(TASK INSTRUCTIONS) Only a number is wanted. Count the lines holding the string "page".

(INFORMATION SHOWN)
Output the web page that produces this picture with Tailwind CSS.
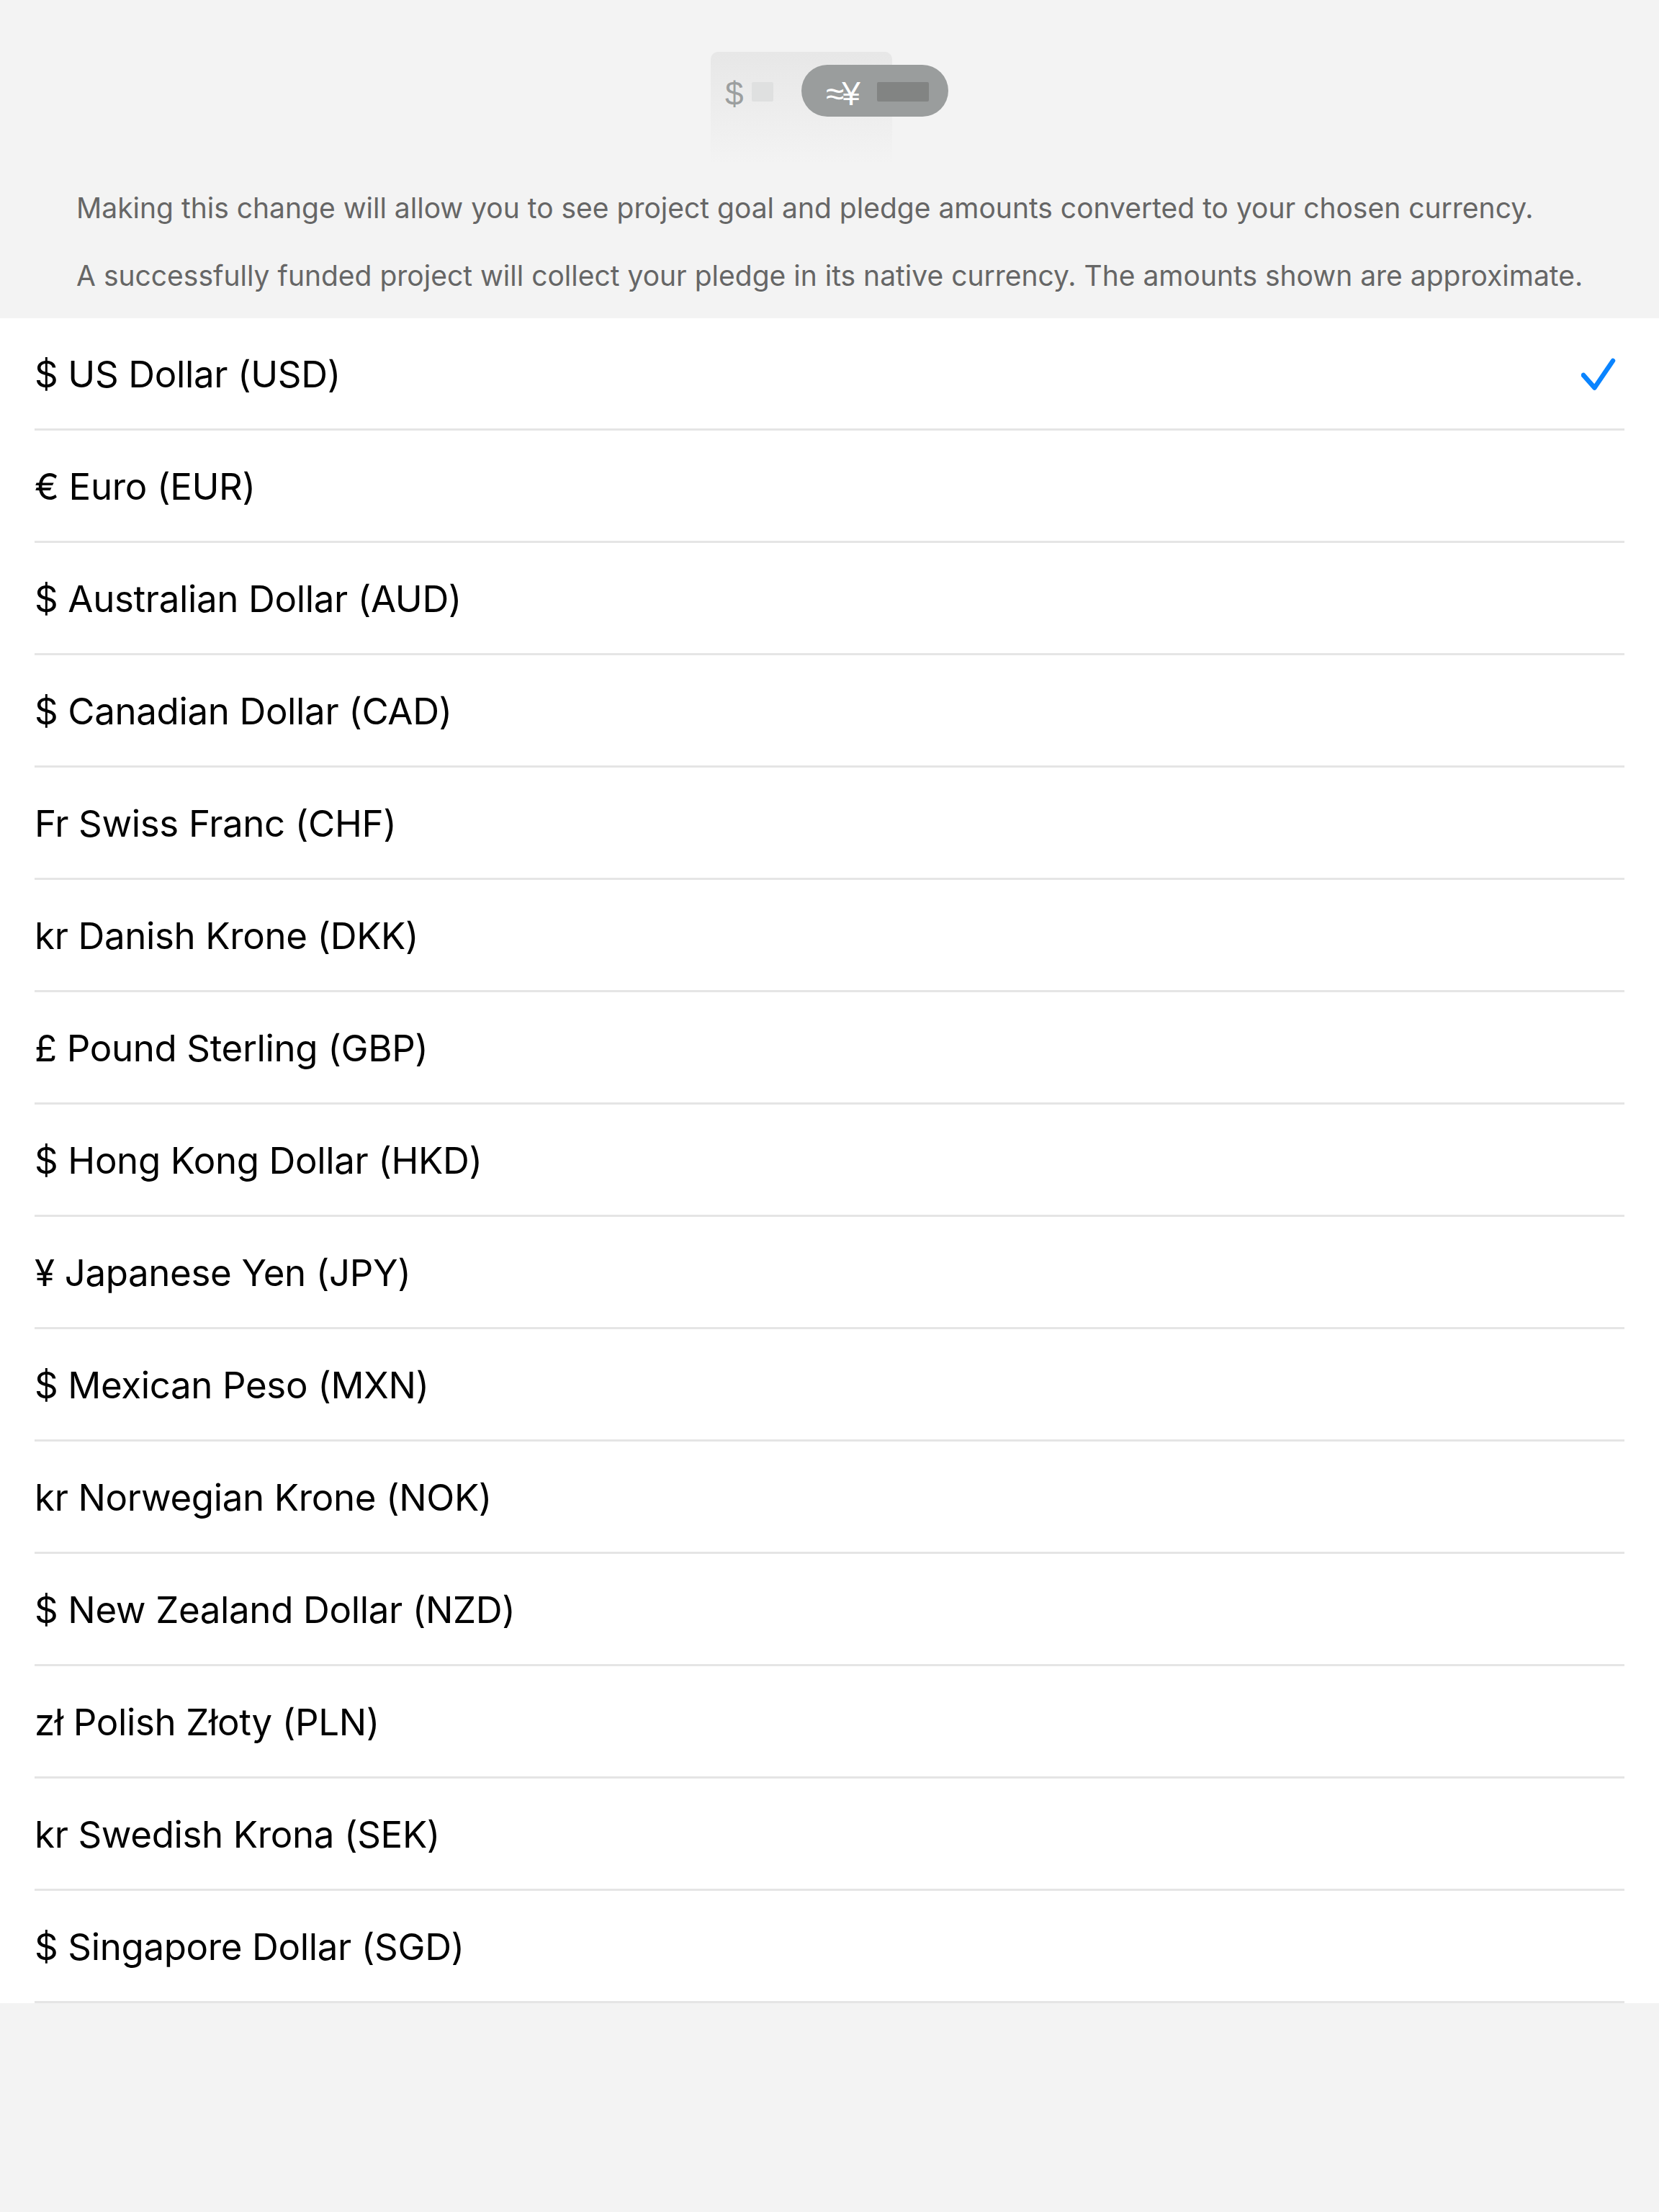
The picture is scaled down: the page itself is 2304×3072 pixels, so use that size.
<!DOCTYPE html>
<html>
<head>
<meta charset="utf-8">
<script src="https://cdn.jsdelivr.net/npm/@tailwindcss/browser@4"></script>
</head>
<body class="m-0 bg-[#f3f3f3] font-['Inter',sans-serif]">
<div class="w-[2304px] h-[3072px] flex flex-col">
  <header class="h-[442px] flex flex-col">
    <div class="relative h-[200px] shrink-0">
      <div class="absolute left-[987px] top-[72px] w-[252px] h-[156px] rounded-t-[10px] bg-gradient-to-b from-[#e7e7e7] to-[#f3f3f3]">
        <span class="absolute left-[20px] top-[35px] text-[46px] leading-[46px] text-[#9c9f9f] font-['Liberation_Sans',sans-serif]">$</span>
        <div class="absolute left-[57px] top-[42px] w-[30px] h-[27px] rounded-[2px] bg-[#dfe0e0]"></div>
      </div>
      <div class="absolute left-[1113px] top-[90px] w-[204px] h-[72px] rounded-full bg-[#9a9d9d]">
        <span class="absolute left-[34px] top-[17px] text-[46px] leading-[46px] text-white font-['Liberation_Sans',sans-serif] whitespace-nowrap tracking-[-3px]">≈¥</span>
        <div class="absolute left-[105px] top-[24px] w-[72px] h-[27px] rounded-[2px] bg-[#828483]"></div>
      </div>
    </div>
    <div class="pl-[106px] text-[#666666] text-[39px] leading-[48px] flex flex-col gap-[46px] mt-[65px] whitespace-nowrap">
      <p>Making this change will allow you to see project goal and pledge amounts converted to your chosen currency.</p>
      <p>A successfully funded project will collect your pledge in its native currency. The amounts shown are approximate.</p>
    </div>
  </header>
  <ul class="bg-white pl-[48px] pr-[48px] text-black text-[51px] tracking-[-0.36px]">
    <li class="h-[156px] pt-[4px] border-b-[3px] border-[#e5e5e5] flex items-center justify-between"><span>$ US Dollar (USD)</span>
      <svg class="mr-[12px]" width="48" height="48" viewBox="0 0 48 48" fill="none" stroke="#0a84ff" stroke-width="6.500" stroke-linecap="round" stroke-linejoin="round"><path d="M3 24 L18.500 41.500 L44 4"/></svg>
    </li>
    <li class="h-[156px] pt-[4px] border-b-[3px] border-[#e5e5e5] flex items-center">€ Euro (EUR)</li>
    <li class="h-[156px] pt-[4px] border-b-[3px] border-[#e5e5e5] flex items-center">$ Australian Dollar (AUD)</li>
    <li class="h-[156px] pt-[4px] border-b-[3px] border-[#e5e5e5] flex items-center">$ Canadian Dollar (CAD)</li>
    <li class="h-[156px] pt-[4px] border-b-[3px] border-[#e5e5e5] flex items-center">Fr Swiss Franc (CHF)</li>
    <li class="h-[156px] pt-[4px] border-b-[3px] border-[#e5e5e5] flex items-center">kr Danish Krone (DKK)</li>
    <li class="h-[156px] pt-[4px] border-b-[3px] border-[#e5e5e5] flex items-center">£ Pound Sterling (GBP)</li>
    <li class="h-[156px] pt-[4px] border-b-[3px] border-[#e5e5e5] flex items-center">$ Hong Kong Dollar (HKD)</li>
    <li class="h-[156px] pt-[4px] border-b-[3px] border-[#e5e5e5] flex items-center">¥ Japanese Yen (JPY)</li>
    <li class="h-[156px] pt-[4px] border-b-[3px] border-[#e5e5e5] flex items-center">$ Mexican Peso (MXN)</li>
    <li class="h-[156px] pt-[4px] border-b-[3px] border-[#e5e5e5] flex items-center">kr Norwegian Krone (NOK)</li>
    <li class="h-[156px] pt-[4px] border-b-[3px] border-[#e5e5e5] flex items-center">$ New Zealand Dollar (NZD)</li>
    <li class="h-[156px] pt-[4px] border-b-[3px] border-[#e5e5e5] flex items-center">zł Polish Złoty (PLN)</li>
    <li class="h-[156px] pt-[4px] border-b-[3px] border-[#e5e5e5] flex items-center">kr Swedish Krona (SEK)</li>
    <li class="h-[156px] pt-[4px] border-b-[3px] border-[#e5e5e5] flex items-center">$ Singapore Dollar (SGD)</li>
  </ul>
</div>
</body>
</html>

(EXERCISE RESPONSE) 2